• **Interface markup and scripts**
..............................

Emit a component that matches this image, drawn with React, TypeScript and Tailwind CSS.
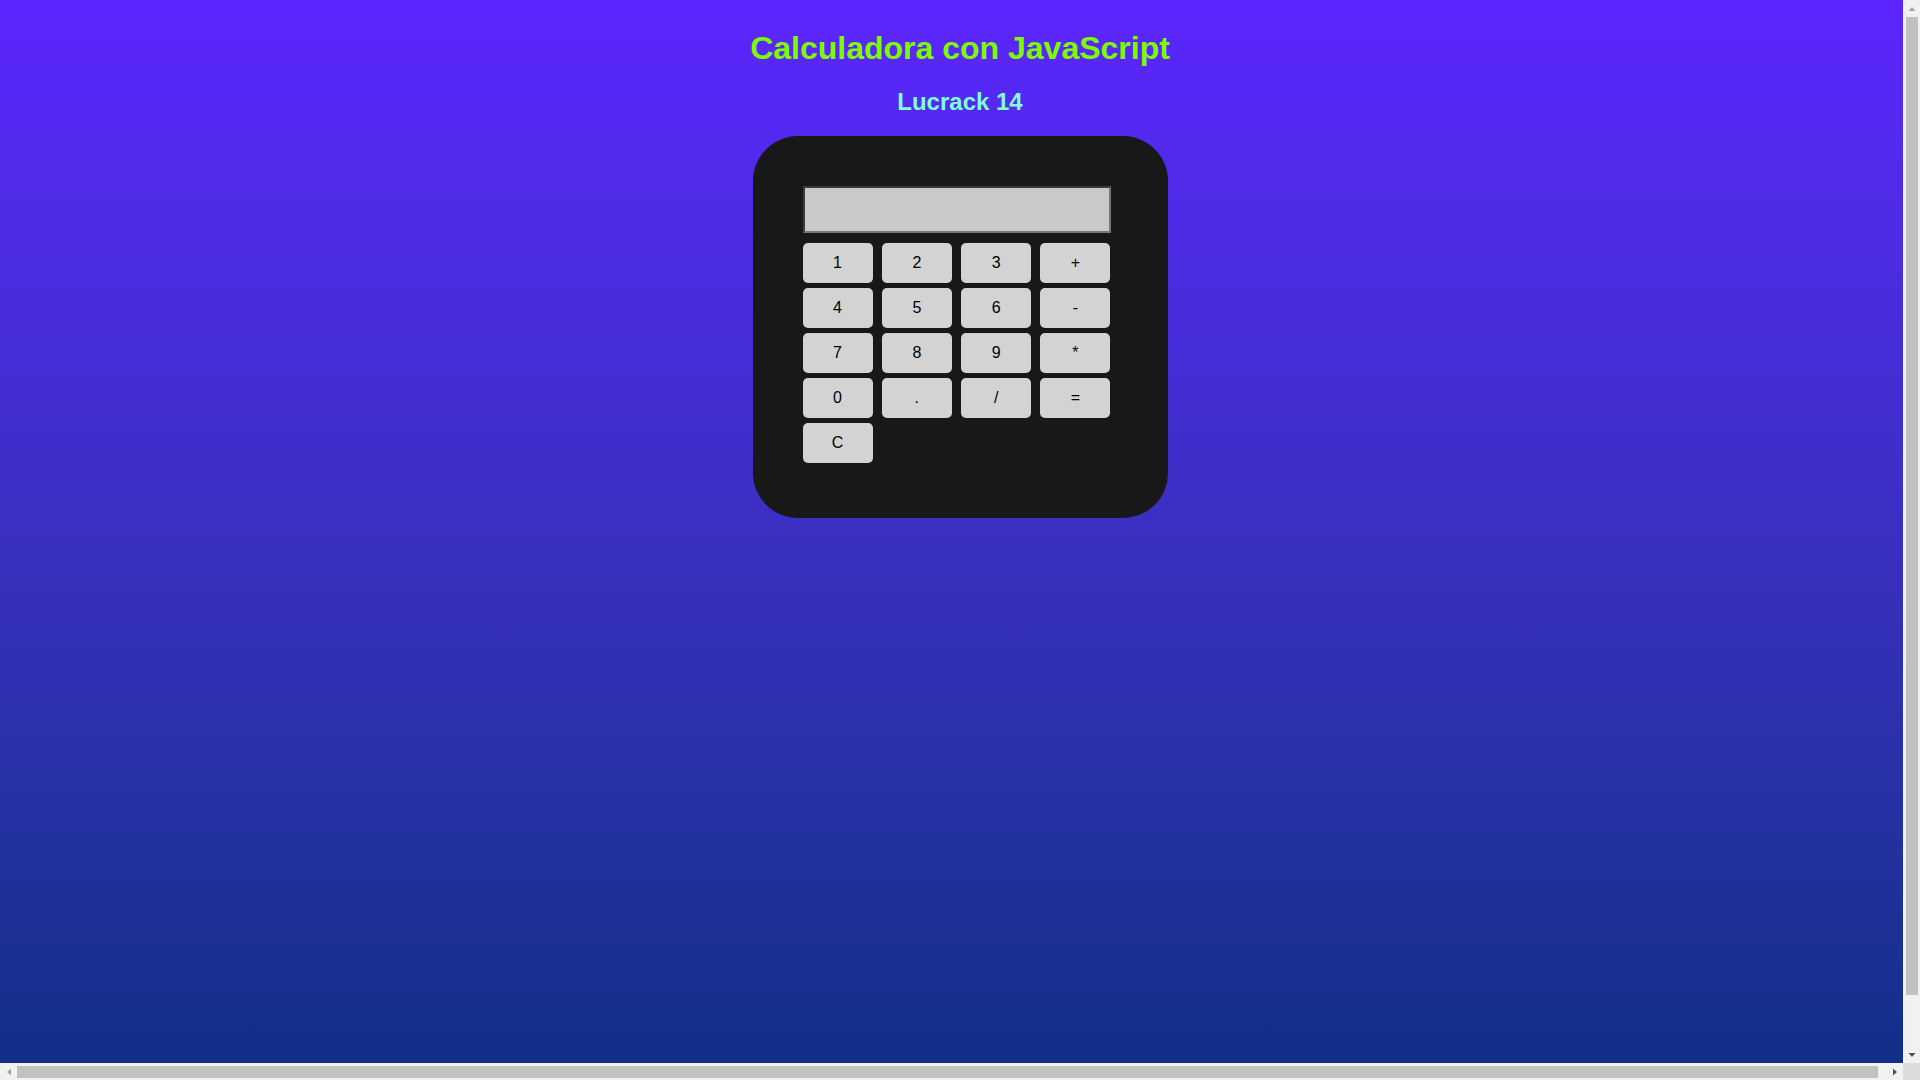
import React from "react";

const keys = ["1", "2", "3", "+", "4", "5", "6", "-", "7", "8", "9", "*", "0", ".", "/", "=", "C"];

function Tri({ dir, color }: { dir: "up" | "down" | "left" | "right"; color: string }) {
  const pts: Record<string, string> = {
    up: "0.5,6 7.5,6 4,2",
    down: "0.5,2 7.5,2 4,6",
    left: "6,0.5 6,7.5 2,4",
    right: "2,0.5 2,7.5 6,4",
  };
  return (
    <svg width="8" height="8" viewBox="0 0 8 8">
      <polygon points={pts[dir]} fill={color} />
    </svg>
  );
}

export default function App() {
  return (
    <div
      className="w-screen h-[1118px] bg-gradient-to-b from-[#5c25ff] to-[#0a2f82] pt-[30px] flex flex-col items-center"
      style={{ fontFamily: '"Liberation Sans", Arial, sans-serif' }}
    >
      <h1 className="text-[32px] leading-[37px] font-bold text-[#7cfc00] m-0">Calculadora con JavaScript</h1>
      <h2 className="text-[24px] leading-[28px] font-bold text-[#7fffd4] mt-[21px] mb-[20px]">Lucrack 14</h2>
      <div className="w-[415px] h-[382px] rounded-[45px] bg-[#181818] pt-[50px] pl-[50px]">
        <input
          type="text"
          readOnly
          className="block w-[308px] h-[47px] bg-[#cac8c8] border-2 border-t-[#3a3a3a] border-l-[#3a3a3a] border-b-[#767676] border-r-[#767676] outline-none"
        />
        <div className="mt-[10px] grid grid-cols-[repeat(4,70px)] gap-x-[9.33px] gap-y-[5px]">
          {keys.map((k) => (
            <button
              key={k}
              className="h-[40px] w-[70px] rounded-[5px] bg-[#d3d3d3] text-[16px] text-black flex items-center justify-center"
              style={{ fontFamily: '"Liberation Sans", Arial, sans-serif' }}
            >
              {k}
            </button>
          ))}
        </div>
      </div>

      {/* vertical scrollbar */}
      <div className="fixed top-0 right-0 w-[17px] h-[1063px] bg-[#f1f1f1] flex flex-col items-center">
        <div className="h-[17px] flex items-center justify-center">
          <Tri dir="up" color="#a3a3a3" />
        </div>
        <div className="w-[12px] h-[978px] bg-[#c1c1c1] ml-[1px]" />
        <div className="flex-1" />
        <div className="h-[17px] flex items-center justify-center">
          <Tri dir="down" color="#505050" />
        </div>
      </div>
      {/* horizontal scrollbar */}
      <div className="fixed bottom-0 left-0 w-[1903px] h-[17px] bg-[#f1f1f1] flex items-center">
        <div className="w-[17px] flex items-center justify-center">
          <Tri dir="left" color="#a3a3a3" />
        </div>
        <div className="h-[12px] w-[1861px] bg-[#c1c1c1] mt-[1px]" />
        <div className="flex-1" />
        <div className="w-[17px] flex items-center justify-center">
          <Tri dir="right" color="#505050" />
        </div>
      </div>
      <div className="fixed bottom-0 right-0 w-[17px] h-[17px] bg-[#dcdcdc]" />
    </div>
  );
}
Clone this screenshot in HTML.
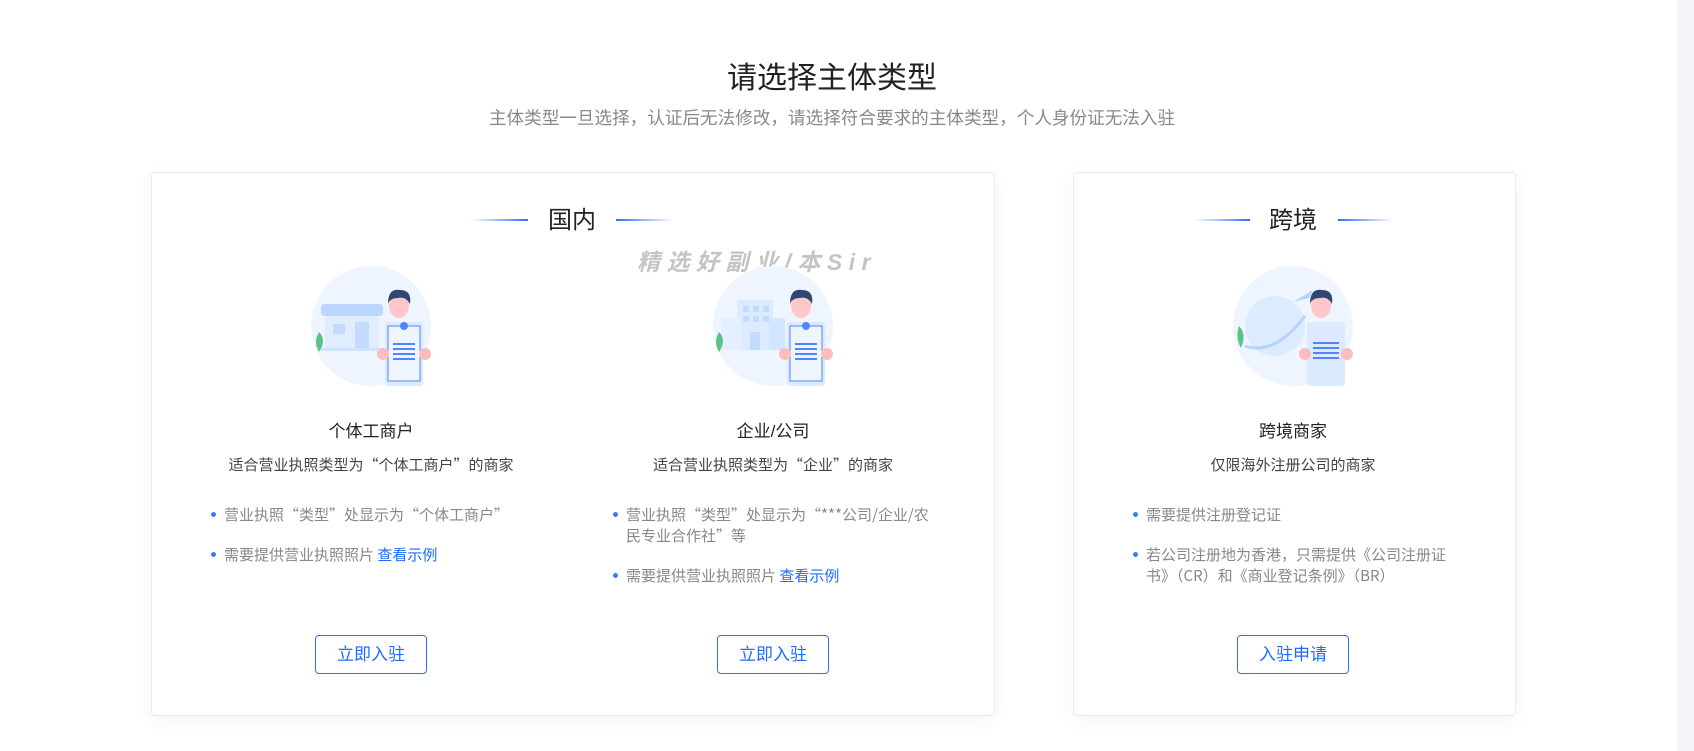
<!DOCTYPE html>
<html><head><meta charset="utf-8"><style>
*{margin:0;padding:0;box-sizing:border-box}
body{width:1694px;height:751px;background:#fff;font-family:"Liberation Sans","Noto Sans CJK SC",sans-serif;position:relative;overflow:hidden}
.q{font-family:"Noto Sans CJK SC",sans-serif}
.sb{position:absolute;left:1677px;top:0;width:17px;height:751px;background:#f4f4f8}
.t{position:absolute;left:0;width:1664px;text-align:center}
.card{position:absolute;top:172px;height:544px;border:1px solid #e8ebf0;border-radius:4px;background:#fff;box-shadow:0 4px 18px rgba(30,60,120,.05)}
.abs{position:absolute}
.hd{font-size:24px;color:#222;text-align:center;width:120px;line-height:30px}
.circ{position:absolute;width:120px;height:120px}
.h{font-size:17px;color:#222;text-align:center;width:340px;line-height:24px}
.d{font-size:15px;color:#444;text-align:center;width:340px;line-height:20px}
.b{font-size:15px;color:#888;line-height:21px;width:318px}
.b:before{content:"";position:absolute;left:-13px;top:8px;width:5px;height:5px;border-radius:50%;background:#3f7bff}
.b a{color:#1f6bff}
.btn{position:absolute;width:112px;height:39px;border:1px solid #2e6fff;border-radius:4px;color:#1f6bff;font-size:17px;text-align:center;line-height:37px}
</style></head><body>
<div class="sb"></div>
<div class="t" style="top:60px;font-size:30px;color:#222;line-height:38px">请选择主体类型</div>
<div class="t q" style="top:106px;font-size:17.6px;color:#888;line-height:24px">主体类型一旦选择，认证后无法修改，请选择符合要求的主体类型，个人身份证无法入驻</div>

<div class="card" style="left:151px;width:844px"></div>
<div class="card" style="left:1073px;width:443px"></div>

<svg width="0" height="0" style="position:absolute"><defs>
<linearGradient id="gl" x1="0" x2="1"><stop offset="0" stop-color="#2e6fff" stop-opacity="0"/><stop offset="1" stop-color="#2e6fff"/></linearGradient>
<linearGradient id="gr" x1="0" x2="1"><stop offset="0" stop-color="#2e6fff"/><stop offset="1" stop-color="#2e6fff" stop-opacity="0"/></linearGradient>
</defs></svg>

<svg class="abs" style="left:470px;top:219px" width="58" height="3"><rect width="58" height="2" fill="url(#gl)"/></svg>
<div class="abs hd" style="left:512px;top:206px">国内</div>
<svg class="abs" style="left:616px;top:219px" width="58" height="3"><rect width="58" height="2" fill="url(#gr)"/></svg>

<svg class="abs" style="left:1194px;top:219px" width="56" height="3"><rect width="56" height="2" fill="url(#gl)"/></svg>
<div class="abs hd" style="left:1233px;top:206px">跨境</div>
<svg class="abs" style="left:1338px;top:219px" width="56" height="3"><rect width="56" height="2" fill="url(#gr)"/></svg>

<div class="abs" style="left:637px;top:248px;font-size:23px;font-weight:bold;font-style:italic;color:#c4c4c4;letter-spacing:6.5px;line-height:28px">精选好副业/本Sir</div>

<svg class="circ" style="left:311px;top:266px" viewBox="0 0 120 120">
<circle cx="60" cy="60" r="60" fill="#eef5ff"/>
<rect x="10" y="38" width="62" height="12" rx="3" fill="#bcd7ff"/>
<rect x="14" y="50" width="54" height="32" fill="#e0edff"/>
<rect x="22" y="58" width="12" height="10" fill="#c3dbff"/><rect x="44" y="56" width="14" height="26" fill="#c3dbff"/>
<rect x="10" y="82" width="62" height="3" fill="#cfe2ff"/>
<path d="M8 66 q8 8 0 20 q-6-10 0-20z" fill="#5cc28a"/>
<ellipse cx="88" cy="40" rx="10" ry="12" fill="#ffc7c7"/><path d="M77 38 q0-16 12-14 q12 0 10 14 q-4-8-12-6 q-8 0-10 6z" fill="#2f4670"/>
<rect x="74" y="56" width="38" height="64" rx="3" fill="#dceaff"/><rect x="77" y="60" width="32" height="55" fill="#eef5ff" stroke="#4d86ff"/>
<circle cx="93" cy="60" r="4" fill="#4d86ff"/>
<rect x="82" y="77" width="22" height="2" fill="#4d86ff"/><rect x="82" y="82" width="22" height="2" fill="#4d86ff"/><rect x="82" y="87" width="22" height="2" fill="#4d86ff"/><rect x="82" y="92" width="22" height="2" fill="#4d86ff"/>
<circle cx="72" cy="88" r="6" fill="#ffbcbc"/><circle cx="114" cy="88" r="6" fill="#ffbcbc"/>
</svg>
<svg class="circ" style="left:713px;top:266px" viewBox="0 0 120 120">
<circle cx="60" cy="60" r="60" fill="#eef5ff"/>
<rect x="24" y="34" width="36" height="50" fill="#dcebff"/><rect x="8" y="52" width="20" height="32" fill="#e4efff"/><rect x="56" y="52" width="16" height="32" fill="#d4e6ff"/>
<g fill="#c3dbff"><rect x="30" y="40" width="6" height="6"/><rect x="40" y="40" width="6" height="6"/><rect x="50" y="40" width="6" height="6"/><rect x="30" y="50" width="6" height="6"/><rect x="40" y="50" width="6" height="6"/><rect x="50" y="50" width="6" height="6"/><rect x="37" y="66" width="10" height="18"/></g>
<path d="M6 66 q8 8 0 20 q-6-10 0-20z" fill="#5cc28a"/>
<ellipse cx="88" cy="40" rx="10" ry="12" fill="#ffc7c7"/><path d="M77 38 q0-16 12-14 q12 0 10 14 q-4-8-12-6 q-8 0-10 6z" fill="#2f4670"/>
<rect x="74" y="56" width="38" height="64" rx="3" fill="#dceaff"/><rect x="77" y="60" width="32" height="55" fill="#eef5ff" stroke="#4d86ff"/>
<circle cx="93" cy="60" r="4" fill="#4d86ff"/>
<rect x="82" y="77" width="22" height="2" fill="#4d86ff"/><rect x="82" y="82" width="22" height="2" fill="#4d86ff"/><rect x="82" y="87" width="22" height="2" fill="#4d86ff"/><rect x="82" y="92" width="22" height="2" fill="#4d86ff"/>
<circle cx="72" cy="88" r="6" fill="#ffbcbc"/><circle cx="114" cy="88" r="6" fill="#ffbcbc"/>
</svg>
<svg class="circ" style="left:1233px;top:266px" viewBox="0 0 120 120">
<circle cx="60" cy="60" r="60" fill="#eef5ff"/>
<circle cx="42" cy="60" r="30" fill="#dcebff"/>
<path d="M12 80 q30 10 60-30" stroke="#b5d2ff" stroke-width="3" fill="none"/>
<path d="M60 36 l20-12 l-4 8z" fill="#b5d2ff"/>
<path d="M6 60 q8 8 2 22 q-6-10-2-22z" fill="#5cc28a"/>
<ellipse cx="88" cy="40" rx="10" ry="12" fill="#ffc7c7"/><path d="M77 38 q0-16 12-14 q12 0 10 14 q-4-8-12-6 q-8 0-10 6z" fill="#2f4670"/>
<rect x="74" y="56" width="38" height="64" rx="3" fill="#dceaff"/>
<rect x="80" y="76" width="26" height="2" fill="#4d86ff"/><rect x="80" y="81" width="26" height="2" fill="#4d86ff"/><rect x="80" y="86" width="26" height="2" fill="#4d86ff"/><rect x="80" y="91" width="26" height="2" fill="#4d86ff"/>
<circle cx="72" cy="88" r="6" fill="#ffbcbc"/><circle cx="114" cy="88" r="6" fill="#ffbcbc"/>
</svg>

<div class="abs h" style="left:201px;top:420px">个体工商户</div>
<div class="abs d q" style="left:201px;top:455px">适合营业执照类型为“个体工商户”的商家</div>
<div class="abs b q" style="left:224px;top:504px">营业执照“类型”处显示为“个体工商户”</div>
<div class="abs b q" style="left:224px;top:544px">需要提供营业执照照片 <a>查看示例</a></div>
<div class="btn" style="left:315px;top:635px">立即入驻</div>

<div class="abs h" style="left:603px;top:420px">企业/公司</div>
<div class="abs d q" style="left:603px;top:455px">适合营业执照类型为“企业”的商家</div>
<div class="abs b q" style="left:626px;top:504px">营业执照“类型”处显示为“***公司/企业/农<br>民专业合作社”等</div>
<div class="abs b q" style="left:626px;top:565px">需要提供营业执照照片 <a>查看示例</a></div>
<div class="btn" style="left:717px;top:635px">立即入驻</div>

<div class="abs h" style="left:1123px;top:420px">跨境商家</div>
<div class="abs d q" style="left:1123px;top:455px">仅限海外注册公司的商家</div>
<div class="abs b q" style="left:1146px;top:504px">需要提供注册登记证</div>
<div class="abs b q" style="left:1146px;top:544px">若公司注册地为香港，只需提供《公司注册证<br>书》（CR）和《商业登记条例》（BR）</div>
<div class="btn" style="left:1237px;top:635px">入驻申请</div>
</body></html>
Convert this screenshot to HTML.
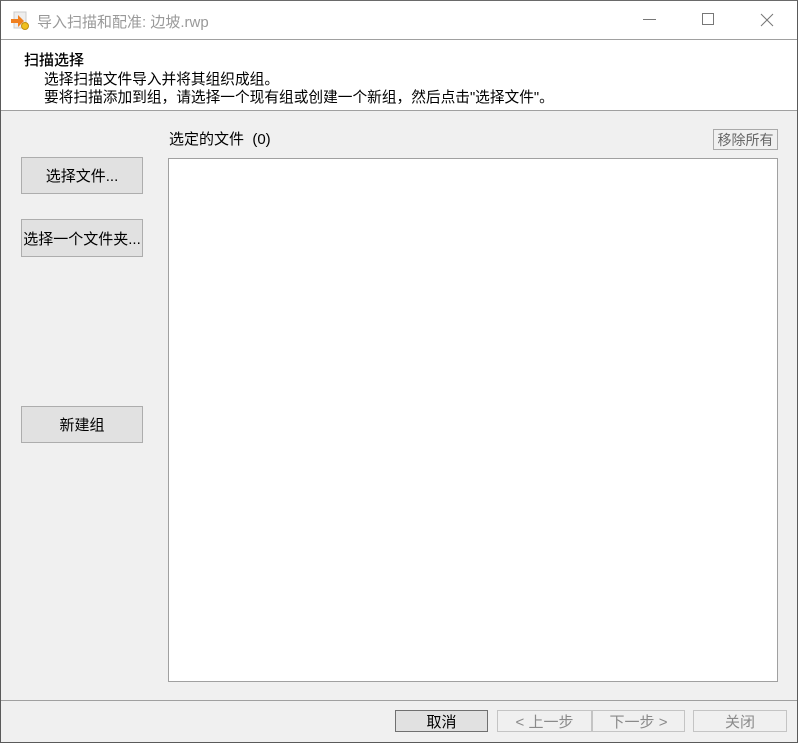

..............................

• **Task directions**
Copy each line from the records above that includes the string "this".

• **The response**
Emit a component that matches this image, drawn with React, TypeScript and Tailwind CSS.
Clone this screenshot in HTML.
Convert this screenshot to HTML.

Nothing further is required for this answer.